Panel Paper: Then and Now in Federal Coal Leasing

Saturday, November 5, 2016 : 10:55 AM
Gunston West (Washington Hilton)

*Names in bold indicate Presenter

Adam R Stern1, Benjamin Simon1, Josh Lappen2 and Christian Crowley1, (1)U.S. Department of the Interior, (2)Stanford University


On January 15th, 2016, Interior Secretary Jewell initiated a Discretionary Programmatic Environmental Impact Statement covering the federal coal program, along with a moratorium on new coal leasing . Since the end of the previous moratorium in 1987, the coal commodity market and the American coal industry have changed dramatically, though there have been few significant changes to the regulatory process for leasing federal coal. Many of the issues that motivated previous leasing moratoria are still in evidence, with one key issue being whether the federal Government receives a “fair return” for leasing public mineral resources.
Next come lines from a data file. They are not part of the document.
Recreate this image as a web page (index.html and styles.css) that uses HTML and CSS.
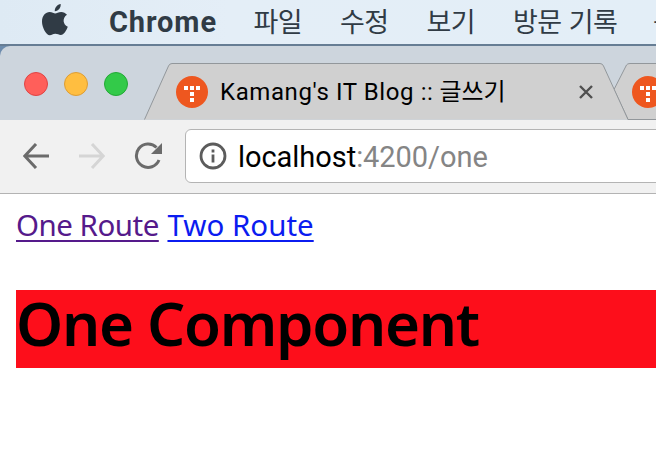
FILE: index.html
```html
<!DOCTYPE html>
<html lang="ko">
<head>
<meta charset="utf-8">
<title>One Component</title>
<link rel="stylesheet" href="styles.css">
</head>
<body>
<nav class="menubar">
  <svg class="apple" width="26" height="32" viewBox="0 0 26 32"><path d="M18.7 0C19 3.6 16.6 7.2 12.8 7.2C12.5 3.8 15.4 .3 18.7 0ZM13.2 9.4C14.6 9.4 16.4 7.9 19.3 7.9C21.4 7.9 23.6 8.9 25 10.8C20 13.9 20.8 20.8 25.8 22.7C24.6 26 21.8 31 18.8 31C16.7 31 15.8 29.8 13.3 29.8C10.7 29.8 9.9 31.2 7.8 31.2C4.3 31.2 0 23.6 0 17.7C0 11.5 3.7 8 7.6 8C10.1 8 12 9.4 13.2 9.4Z"/></svg>
  <b class="app">Chrome</b>
  <span class="menu">파일</span>
  <span class="menu">수정</span>
  <span class="menu">보기</span>
  <span class="menu history">방문 기록</span>
  <span class="menu">북마크</span>
</nav>
<div class="window">
  <header class="tabstrip">
    <div class="lights"><i class="light red"></i><i class="light yellow"></i><i class="light green"></i></div>
    <div class="tab">
      <svg class="shape" width="512" height="57" viewBox="0 0 512 57">
        <path d="M470 26.500L482.500 2Q483.500 .5 486 .5H520V56.500H484Z"/>
        <path d="M.5 56.500L24.500 3Q25.500 .5 28 .5H456Q458.500 .5 459.500 3L484 56.500"/>
      </svg>
      <svg class="favicon" width="32" height="32" viewBox="0 0 32 32"><circle cx="16" cy="16" r="16"/><path d="M8 10h4v4H8zM14 10h4v4h-4zM20 10h4v4h-4zM14 16h4v4h-4zM14 22h4v4h-4z"/></svg>
      <span class="title"><span class="latin">Kamang's IT Blog ::</span> 글쓰기</span>
      <svg class="close" width="14" height="14" viewBox="0 0 14 14"><path d="M1 1L13 13M13 1L1 13"/></svg>
      <svg class="favicon" width="32" height="32" viewBox="0 0 32 32"><circle cx="16" cy="16" r="16"/><path d="M8 10h4v4H8zM14 10h4v4h-4zM20 10h4v4h-4zM14 16h4v4h-4zM14 22h4v4h-4z"/></svg>
    </div>
  </header>
  <div class="toolbar">
    <svg class="nav back" width="26" height="26" viewBox="0 0 26 26"><path d="M26 13H2M13 1L1.800 13L13 25"/></svg>
    <svg class="nav forward" width="26" height="26" viewBox="0 0 26 26"><path d="M0 13H24M13 1L24.200 13L13 25"/></svg>
    <svg class="nav reload" width="28" height="28" viewBox="0 0 28 28"><path d="M22.500 5.500A11.700 11.700 0 1 0 25 18"/><path class="tip" d="M28 1V12H17Z"/></svg>
    <div class="address">
      <svg width="28" height="28" viewBox="0 0 28 28"><circle cx="14" cy="14" r="12"/><path d="M14 12.500V20.500M14 7.500V10.500"/></svg>
      <span class="url">localhost<span class="path">:4200/one</span></span>
    </div>
  </div>
  <main class="page">
    <div class="links"><a class="visited" href="#one">One Route</a> <a class="second" href="#two">Two Route</a></div>
    <h1>One Component</h1>
  </main>
</div>
</body>
</html>
```
FILE: styles.css
```css
* { box-sizing: border-box; }
html, body { margin: 0; height: 476px; overflow: hidden; }
body { background: #6d8cad; font-family: Roboto, "Noto Sans CJK KR", sans-serif; }
.menubar {
  display: flex; align-items: center; height: 46px; padding: 0 0 2px 42px;
  background: linear-gradient(90deg, #deeaf4, #e4eef7 35%, #e3eef7);
  border-bottom: 2px solid #667d94; color: #303b45; white-space: nowrap; overflow: hidden;
}
.apple { flex: none; fill: #303b45; margin: -3px 41px 0 0; }
.app { flex: none; width: 144.500px; padding-top: 2px; font-size: 29px; line-height: 40px; letter-spacing: .9px; }
.menu { flex: none; width: 86.500px; font: 27px/40px "Noto Sans CJK KR", sans-serif; letter-spacing: -.5px; }
.history { width: 140px; }
.window { height: 430px; border-radius: 10px 0 0; overflow: hidden; background: #cdd5dd; }
.tabstrip { display: flex; height: 74px; padding: 17px 0 0 24px; }
.lights { display: flex; flex: none; gap: 16px; width: 120px; padding-top: 9px; }
.light { width: 24px; height: 24px; border-radius: 50%; border: 1px solid; }
.red { background: #ff5f5a; border-color: #df4444; }
.yellow { background: #ffbe40; border-color: #dd9d35; }
.green { background: #33ca49; border-color: #23a936; }
.tab { position: relative; display: flex; align-items: center; flex: none; width: 512px; padding-left: 32px; }
.shape { position: absolute; inset: 0; fill: #d0d0d0; stroke: #92979b; }
.favicon { position: relative; flex: none; fill: #ee571f; }
.favicon path { fill: #fff; }
.title { position: relative; flex: none; width: 371px; padding-left: 12px; font-size: 24px; line-height: 36px; white-space: nowrap; color: #000; }
.latin { letter-spacing: .6px; }
.close { position: relative; flex: none; margin-right: 39px; stroke: #505050; stroke-width: 2.400; }
.toolbar { display: flex; align-items: center; height: 74px; padding: 0 0 2px 23px; background: #f1f1f1; border-bottom: 1px solid #b3b3b3; }
.nav { flex: none; fill: none; stroke: #6b6b6b; stroke-width: 3; }
.back { margin-right: 30px; }
.forward { margin-right: 29px; stroke: #d5d5d5; }
.reload { margin-right: 23px; }
.reload .tip { fill: #6b6b6b; stroke: none; }
.address { display: flex; align-items: center; flex: none; width: 490px; height: 54px; padding-left: 13px; background: #fff; border: 1px solid #b4b4b4; border-radius: 6px; }
.address svg { flex: none; fill: none; stroke: #5c5c5c; stroke-width: 2.800; }
.url { margin-left: 11px; padding-top: 3px; font-size: 29px; line-height: 40px; letter-spacing: -.05px; color: #000; white-space: nowrap; }
.path { color: #858585; }
.page { height: 282px; padding: 11px 0 0 16px; background: #fff; font-family: "Noto Sans", sans-serif; }
.links { height: 85px; font-size: 29.500px; line-height: 40px; letter-spacing: -.5px; white-space: nowrap; }
.links a { color: #0b1cf0; text-decoration: underline; text-decoration-thickness: 2px; text-decoration-skip-ink: none; text-underline-offset: 4px; }
.links .visited { color: #551a8b; }
.links .second { margin-left: 1.500px; letter-spacing: 0; }
h1 { margin: 0; height: 78px; background: #fd0e1b; color: #000; font-size: 60px; line-height: 67px; font-weight: 600; letter-spacing: -1.300px; white-space: nowrap; }
```
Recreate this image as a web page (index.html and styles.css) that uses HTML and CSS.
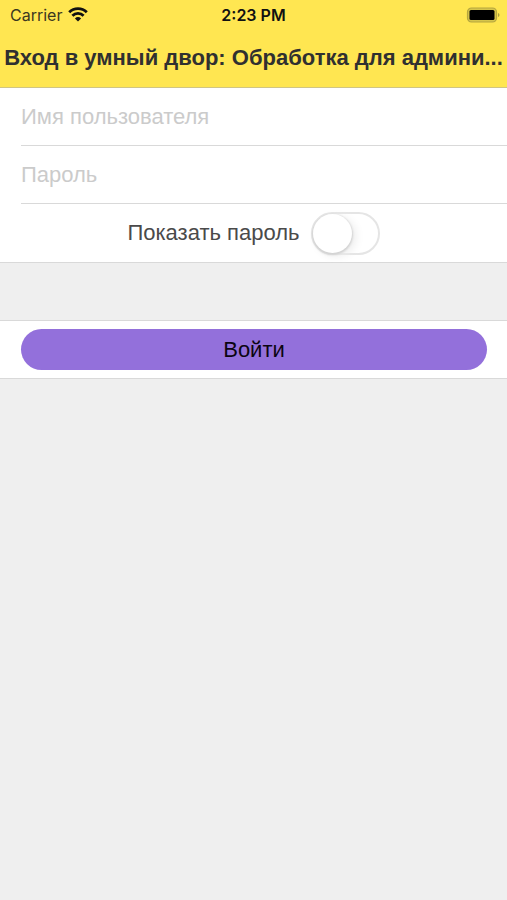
FILE: index.html
```html
<!DOCTYPE html>
<html lang="ru">
<head>
<meta charset="utf-8">
<meta name="viewport" content="width=device-width, initial-scale=1">
<title>Вход в умный двор</title>
<link rel="stylesheet" href="styles.css">
</head>
<body>
<header class="header">
  <div class="status">
    <div class="carrier">
      <span>Carrier</span>
      <svg class="wifi" viewBox="0 0 20 15" aria-hidden="true">
        <path d="M1.2 5.2a12.6 12.6 0 0 1 17.6 0M4.4 8.8a7.9 7.9 0 0 1 11.2 0" fill="none" stroke="#111" stroke-width="2.8"/>
        <path d="M10 14.6 6.9 11.5a4.5 4.5 0 0 1 6.2 0z" fill="#111"/>
      </svg>
    </div>
    <time class="time">2:23 PM</time>
    <svg class="battery" viewBox="0 0 34 16" aria-hidden="true">
      <rect x="1.5" y="1" width="29" height="14" rx="4" fill="#d6c54a" stroke="#b5a63f" stroke-width="1.2"/>
      <rect x="3.5" y="3" width="25" height="10" rx="1.5" fill="#000"/>
      <path d="M32 6v4q1.5-.6 1.5-2t-1.5-2z" fill="#aa9d3c"/>
    </svg>
  </div>
  <h1 class="title">Вход в умный двор: Обработка для админи...</h1>
</header>
<main>
  <form class="form">
    <div class="group">
      <div class="field"><input class="text" type="text" aria-label="Имя пользователя" placeholder="Имя пользователя"></div>
      <div class="field"><input class="text" type="password" aria-label="Пароль" placeholder="Пароль"></div>
      <div class="show">
        <label for="show">Показать пароль</label>
        <input class="toggle" id="show" type="checkbox">
      </div>
    </div>
    <div class="group action">
      <button class="submit" type="button">Войти</button>
    </div>
  </form>
</main>
</body>
</html>
```
FILE: styles.css
```css
* {
  box-sizing: border-box;
}

body {
  margin: 0;
  background: #efefef;
  color: #4a4a4a;
  font: 22px/28px "Liberation Sans", Arial, sans-serif;
}

.header {
  background: #ffe651;
  border-bottom: 1px solid #d0c584;
}

.status {
  display: grid;
  grid-template-columns: 1fr auto 1fr;
  align-items: center;
  height: 29px;
  padding: 0 7px;
  color: #111;
  font: 16px/20px Inter, sans-serif;
}

.carrier {
  display: flex;
  align-items: center;
  gap: 6px;
  padding-left: 3px;
  color: #3c381f;
}

.wifi {
  width: 20px;
  height: 15px;
}

.time {
  font-weight: 600;
}

.battery {
  justify-self: end;
  width: 34px;
  height: 16px;
}

.title {
  margin: 0;
  color: #303030;
  font-size: 22px;
  line-height: 58px;
  overflow: hidden;
  text-align: center;
  text-overflow: ellipsis;
  white-space: nowrap;
}

.form {
  display: grid;
  gap: 57px;
}

.group {
  background: #fff;
  border-bottom: 1px solid #d9d9d9;
}

.field {
  margin-left: 21px;
  border-bottom: 1px solid #d9d9d9;
}

.text {
  display: block;
  width: 100%;
  height: 57px;
  padding: 0;
  border: 0;
  outline: 0;
  background: none;
  color: #303030;
  font: inherit;
}

.text::placeholder {
  color: #cbcbcb;
  opacity: 1;
}

.show {
  display: flex;
  align-items: center;
  justify-content: center;
  gap: 11px;
  height: 58px;
}

.toggle {
  appearance: none;
  width: 69px;
  height: 43px;
  margin: 0;
  border: 2px solid #e5e5e5;
  border-radius: 22px;
  background: #fff;
}

.toggle::before {
  content: "";
  display: block;
  width: 39px;
  height: 39px;
  border-radius: 50%;
  background: #fff;
  box-shadow: 0 1px 2px 1px #d2d2d2, 4px 3px 10px #ececec;
}

.toggle:checked {
  background: #9370db;
}

.toggle:checked::before {
  margin-left: 26px;
}

.action {
  padding: 8px 20px 8px 21px;
  border-top: 1px solid #d9d9d9;
}

.submit {
  display: block;
  width: 100%;
  height: 41px;
  padding: 0;
  border: 0;
  border-radius: 21px;
  background: #9370db;
  color: #0c0512;
  font: inherit;
}
```
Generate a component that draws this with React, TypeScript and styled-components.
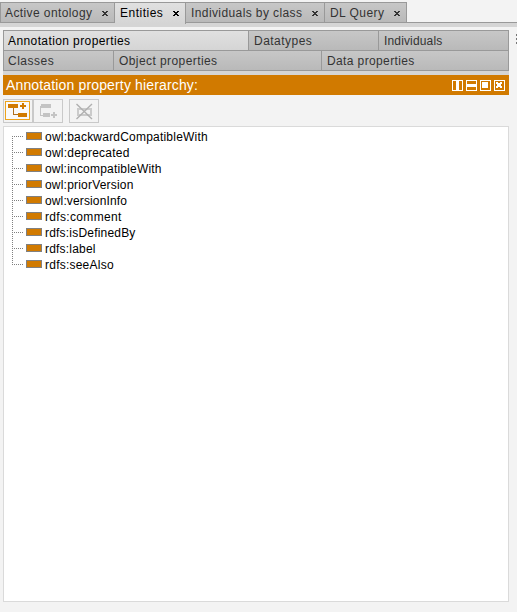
import React from "react";
import styled, { createGlobalStyle, css } from "styled-components";

const Global = createGlobalStyle`
  * { box-sizing: border-box; }
  body {
    margin: 0;
    background: #f3f3f3;
    font-family: "Liberation Sans", Arial, sans-serif;
    font-size: 12px;
    overflow: hidden;
  }
  svg { display: block; }
`;

const Window = styled.div`
  width: 517px;
  height: 612px;
  display: flex;
  flex-direction: column;
  padding-top: 2px;
`;

const idle = css`
  background: linear-gradient(#c7c7c7, #b9b9b9);
  color: #333;
`;
const active = css`
  background: linear-gradient(#e0e0e0, #d5d5d5);
  color: #000;
`;

const TabBar = styled.div`
  display: flex;
  height: 25px;
  background: linear-gradient(#f3f3f3 20px, #999 20px 21px, #d5d5d5 21px);
`;

const Tab = styled.div<{ $width: number; $active?: boolean }>`
  display: flex;
  justify-content: space-between;
  align-items: flex-start;
  width: ${(p) => p.$width}px;
  height: ${(p) => (p.$active ? 22 : 21)}px;
  padding: 1px 6px 0 5px;
  border: solid #999;
  border-width: ${(p) => (p.$active ? "1px 1px 0 0" : "1px 1px 1px 0")};
  ${(p) => (p.$active ? active : idle)}
  &:first-child { border-left-width: 1px; padding-left: 4px; }
  svg { margin-top: 7px; }
`;

const Label = styled.span<{ $spacing: number }>`
  font-size: 12px;
  line-height: 18px;
  white-space: nowrap;
  letter-spacing: ${(p) => p.$spacing}px;
`;

const Views = styled.div`
  display: flex;
  flex-direction: column;
  width: 506px;
  margin: 3px 0 0 3px;
  border: 1px solid #999;
`;

const ViewRow = styled.div`
  display: flex;
  height: 20px;
  &:not(:last-child) { border-bottom: 1px solid #999; }
  &:last-child { height: 19px; }
`;

const ViewTab = styled.div<{ $width: number; $active?: boolean }>`
  display: flex;
  align-items: center;
  width: ${(p) => p.$width}px;
  padding-left: 5px;
  ${(p) => (p.$active ? active : idle)}
  &:first-child { padding-left: 4px; }
  &:not(:last-child) { border-right: 1px solid #999; }
`;

const ViewArea = styled.div`
  display: flex;
`;

const Grip = styled.div`
  display: flex;
  flex-direction: column;
  gap: 2px;
  margin: 7px 0 0 7px;
  i { width: 1px; height: 2px; background: #777; }
`;

const Header = styled.div`
  display: flex;
  align-items: center;
  width: 506px;
  height: 24px;
  margin-left: 3px;
  padding: 0 4px 0 3px;
  border-top: 4px solid #d5d5d5;
  background: #d17a00;
  color: #fff;
`;

const Title = styled.span`
  flex: 1;
  font-size: 14px;
  line-height: 20px;
  letter-spacing: 0.15px;
`;

const Controls = styled.div`
  display: flex;
  gap: 3px;
  padding-top: 1px;
`;

const Toolbar = styled.div`
  display: flex;
  height: 24px;
  margin: 4px 0 0 3px;
`;

const ToolButton = styled.button<{ $gap?: boolean }>`
  width: 30px;
  height: 24px;
  padding: 0;
  border: 1px solid #c9c9c9;
  background: #f3f3f3;
  margin-left: ${(p) => (p.$gap ? 6 : 0)}px;
`;

const Tree = styled.div`
  width: 506px;
  height: 476px;
  margin: 3px 0 0 3px;
  padding: 2px 0 0 8px;
  border: 1px solid #dadada;
  background: #fff;
`;

const Node = styled.div`
  display: flex;
  align-items: center;
  height: 16px;
`;

const Swatch = styled.div`
  width: 16px;
  height: 8px;
  margin: 0 3px 2px 2px;
  border: 1px solid #808080;
  background: #d17a00;
`;

const NodeText = styled.span<{ $spacing: number }>`
  color: #000;
  line-height: 16px;
  letter-spacing: ${(p) => p.$spacing}px;
`;

const Close = () => (
  <svg width="6" height="5" shapeRendering="crispEdges">
    <path d="M0 0h2v1h2V0h2v1H5v1H4v1h1v1h1v1H4V4H2v1H0V4h1V3h1V2H1V1H0z" fill="currentColor" />
  </svg>
);

const Branch = ({ first, last }: { first: boolean; last: boolean }) => (
  <svg width="12" height="16" shapeRendering="crispEdges" stroke="#808080" strokeDasharray="1 1">
    <path d={`M.5 ${first ? 7 : 1}V${last ? 8 : 16}`} />
    <path d="M0 7.5H12" />
  </svg>
);

const FrameIcon = ({ d }: { d: string }) => (
  <svg width="11" height="11" shapeRendering="crispEdges">
    <rect x=".5" y=".5" width="10" height="10" fill="none" stroke="#fff" />
    <path d={d} fill="#fff" />
  </svg>
);

const tabs = [
  { name: "Active ontology", width: 115, spacing: 0.4 },
  { name: "Entities", width: 71, spacing: 0.5, active: true },
  { name: "Individuals by class", width: 139, spacing: 0.4 },
  { name: "DL Query", width: 82, spacing: 0.45 },
];

const viewRows = [
  [
    { name: "Annotation properties", width: 245, spacing: 0.4, active: true },
    { name: "Datatypes", width: 130, spacing: 0.48 },
    { name: "Individuals", width: 129, spacing: 0.15 },
  ],
  [
    { name: "Classes", width: 110, spacing: 0.5 },
    { name: "Object properties", width: 208, spacing: 0.42 },
    { name: "Data properties", width: 186, spacing: 0.38 },
  ],
];

const properties: [string, number][] = [
  ["owl:backwardCompatibleWith", 0.21],
  ["owl:deprecated", 0.23],
  ["owl:incompatibleWith", 0.2],
  ["owl:priorVersion", 0.2],
  ["owl:versionInfo", 0.13],
  ["rdfs:comment", 0.33],
  ["rdfs:isDefinedBy", 0.2],
  ["rdfs:label", 0.2],
  ["rdfs:seeAlso", 0.23],
];

const frames = [
  "M4 1h3v9H4z",
  "M1 4h9v3H1z",
  "M2 2h6v6H2z",
  "M2 2h2v1h2V2h2v2H7v2h1v2H6V7H4v1H2V6h1V4H2z",
];

export default function App() {
  return (
    <Window>
      <Global />
      <TabBar>
        {tabs.map((t) => (
          <Tab key={t.name} $width={t.width} $active={t.active}>
            <Label $spacing={t.spacing}>{t.name}</Label>
            <Close />
          </Tab>
        ))}
      </TabBar>
      <ViewArea>
        <Views>
          {viewRows.map((row, i) => (
            <ViewRow key={i}>
              {row.map((v) => (
                <ViewTab key={v.name} $width={v.width} $active={"active" in v}>
                  <Label $spacing={v.spacing}>{v.name}</Label>
                </ViewTab>
              ))}
            </ViewRow>
          ))}
        </Views>
        <Grip><i /><i /><i /></Grip>
      </ViewArea>
      <Header>
        <Title>Annotation property hierarchy:</Title>
        <Controls>
          {frames.map((d) => <FrameIcon key={d} d={d} />)}
        </Controls>
      </Header>
      <Toolbar>
        <ToolButton aria-label="Add sub property">
          <svg width="28" height="22" shapeRendering="crispEdges">
            <rect x="1.5" y="1.5" width="24" height="18" fill="#fafafa" stroke="#eda31c" />
            <path d="M4 4h10v4H4zM14 13h9v4h-9zM16 5h6v2h-6zM18 3h2v6h-2z" fill="#d17a00" />
            <path d="M9.5 8v7M9 14.500h5" fill="none" stroke="#b06f1c" />
          </svg>
        </ToolButton>
        <ToolButton aria-label="Add sibling property">
          <svg width="28" height="22" shapeRendering="crispEdges" fill="#c4c4c4">
            <path d="M7 4h10v4H7zM9 13h7v4H9zM17 14h6v2h-6zM19 12h2v6h-2z" />
            <path d="M6 6h1v10H6zM6 15h3v1H6z" />
          </svg>
        </ToolButton>
        <ToolButton $gap aria-label="Delete property">
          <svg width="28" height="22" fill="none" stroke="#cbcbcb" strokeWidth="2">
            <rect x="8" y="9" width="13" height="6" />
            <path d="M6.500 4l15.500 15M22 4L6.500 19" strokeWidth="1.400" stroke="#b0b0b0" />
          </svg>
        </ToolButton>
      </Toolbar>
      <Tree>
        {properties.map(([name, spacing], i) => (
          <Node key={name}>
            <Branch first={i === 0} last={i === properties.length - 1} />
            <Swatch />
            <NodeText $spacing={spacing}>{name}</NodeText>
          </Node>
        ))}
      </Tree>
    </Window>
  );
}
In this paper we discuss the importance of decisions regarding leasing levels and the timing of lease sales, and.we highlight the challenges associated with defining fair market value. To assess the returns from federal coal leasing, we use federal mineral revenue data from 1990 - 2015 to calculate the “effective” royalty rates mining companies have paid, and compare these to statutory rates. Lastly, we consider the issue of post-mining reclamation, including changes in the expectations of what constitutes sufficient restoration, and how the associated costs are secured by performance bonds. By comparing the policies and economic conditions facing federal coal leasing over the past several decades, we explain the challenges associated with administering the mineral leasing program and illustrate the extent to which key issues from the past are still relevant.